For each clause type, extract or define:
| Field | Description |
|---|---|
| Clause category | E.g., Limitation of Liability, Indemnification, Term & Termination |
| Acceptable position | Language or terms the firm will accept without negotiation |
| Fallback position | Compromise language the firm can live with after negotiation |
| Unacceptable position | Terms that must be rejected or substantially revised |
| Winning language | Preferred draft language to propose when redlining |
| Rationale | Why this position matters (business risk, legal exposure, precedent) |
| Escalation trigger | Conditions requiring partner or client approval |
Creating a playbook from precedent contracts:
- Analyze 3–5 executed contracts where the firm achieved favorable terms
- For each clause type, extract the language that was ultimately agreed
- Identify patterns — which provisions were consistently negotiated and how
- Synthesize into the rule structure above
- Flag any clauses where precedent contracts are inconsistent with each other
Phase 2: Clause-by-Clause Review
Analyze every material provision in the contract against the playbook rules.
For each clause, produce:
| Field | Content |
|---|---|
| Section reference | Exact section number and title from the contract |
| Clause category | Mapped playbook category |
| Grade | Acceptable / Needs Review / Unacceptable |
| Current language | Verbatim quote of the key provision |
| Issue | What deviates from the playbook position and why it matters |
| Suggested redline | Specific replacement language from the playbook's winning language, adapted to the contract's defined terms and structure |
| Escalation | Whether this triggers partner/client approval per playbook rules |
Grading criteria:
- Acceptable — Clause materially conforms to the playbook's acceptable or fallback position. No changes needed.

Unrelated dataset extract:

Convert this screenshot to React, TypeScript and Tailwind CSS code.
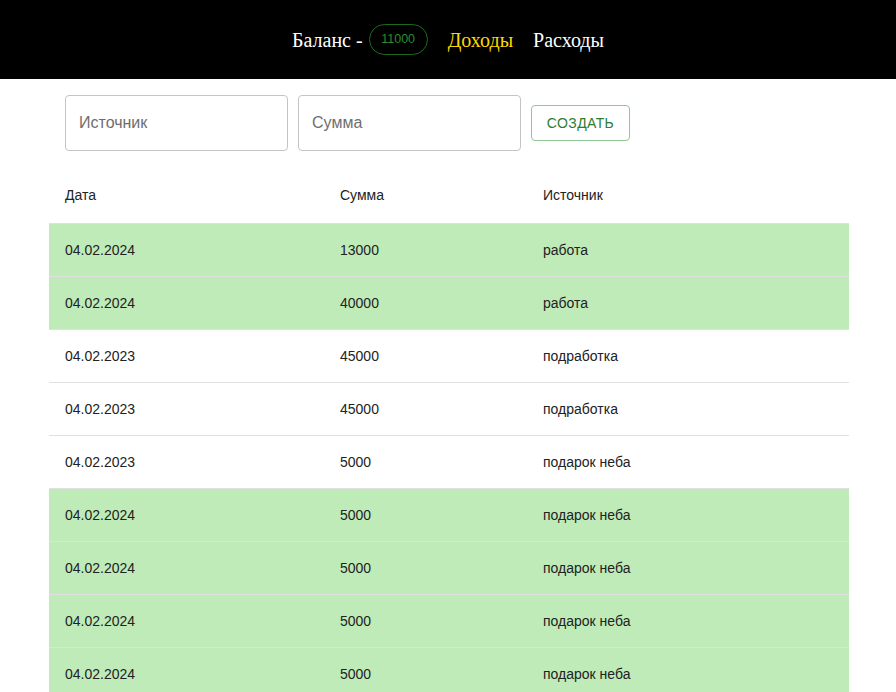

- Needs Review — Clause is between the fallback and unacceptable positions, or contains ambiguity that could be read unfavorably. Redline suggested but attorney judgment required.
- Unacceptable — Clause matches an unacceptable position or is absent when required. Must be revised before execution.
Phase 3: Review Summary
3a. Compliance Dashboard
| Category | Total Clauses | Acceptable | Needs Review | Unacceptable |
|---|---|---|---|---|
| Liability & Risk | ||||
| Commercial Terms | ||||
| IP & Confidentiality | ||||
| Term & Termination | ||||
| Governance & Disputes | ||||
| Totals |
3b. Critical Issues (Unacceptable)
List every unacceptable clause with:
- Section reference
- Issue summary (one sentence)
- Required action (redline, delete, or add missing provision)
- Escalation status
3c. Negotiation Priority List
Rank all flagged items by:
- Business impact — financial exposure, operational risk
- Likelihood of counterparty concession — based on market norms
- Interdependencies — clauses that affect other provisions if changed
3d. Missing Provisions
Clauses the playbook requires but the contract omits entirely. For each:
- Playbook requirement
- Risk of omission
- Proposed insertion language
Phase 4: Redline Output
Produce a consolidated redline draft showing all suggested changes:
- Deletions in strikethrough
- Additions in bold
- Each change annotated with the playbook rule and grade that triggered it
- Preserve original section numbering and defined terms
Clause Categories — Standard Coverage
Review at minimum these categories (expand based on contract type):
Liability & Risk Allocation
- Limitation of liability (cap, consequential damages exclusion, carve-outs)
- Indemnification (scope, mutual vs. one-sided, survival, procedures)
- Insurance requirements (types, minimums, additional insured)
- Warranty / disclaimer (express, implied, remedy limits)
- Force majeure (definition, notice, extended-event termination)
Commercial Terms
- Payment terms (timing, late fees, set-off, price escalation)
- Scope of work / deliverables (change orders, acceptance criteria)
- Service levels / SLAs (metrics, measurement, remedies, credits)
- Volume commitments / minimum purchase obligations
- Audit rights
IP & Confidentiality
- IP ownership (work product, background IP, license-back)
- Confidentiality (term, carve-outs, residuals, return/destruction)
- Data protection / privacy (DPA, sub-processors, breach notification)
- Non-compete / non-solicit (scope, duration, enforceability)
Term & Termination
- Initial term and renewal (auto-renewal, opt-out window, notice period)
- Termination for convenience (notice, wind-down, fees)
- Termination for cause (cure period, material breach definition)
- Post-termination obligations (transition, survival clauses)
Governance & Disputes
- Governing law and venue
- Dispute resolution (arbitration vs. litigation, institution, seat)
- Assignment / change of control (consent requirements, exceptions)
- Entire agreement / amendment (written modification requirements)
- Notices (method, addresses, effectiveness)
Guidelines
- Quote exact section numbers and key language verbatim — never paraphrase when grading
- Apply playbook rules consistently across all clauses — do not selectively enforce
- When the contract uses defined terms, adapt suggested redlines to match (e.g., use "Company" not "Vendor" if that is the contract's defined term)
- Flag any clause that could be read two ways and grade based on the less favorable interpretation
- If the playbook is silent on a clause type, note it as "Outside playbook scope" — do not grade
- Mark [VERIFY] on any enforceability assessment under specific jurisdiction law
- Do not assume counterparty will accept suggested language — present alternatives at fallback positions where relevant
- For high-volume review (multiple contracts against same playbook), maintain consistency — identical clauses get identical grades
- Separate factual analysis from negotiation strategy recommendations
- Note when a clause interacts with other provisions (e.g., liability cap affects indemnity, termination affects payment obligations)
No additional documents ship with this skill.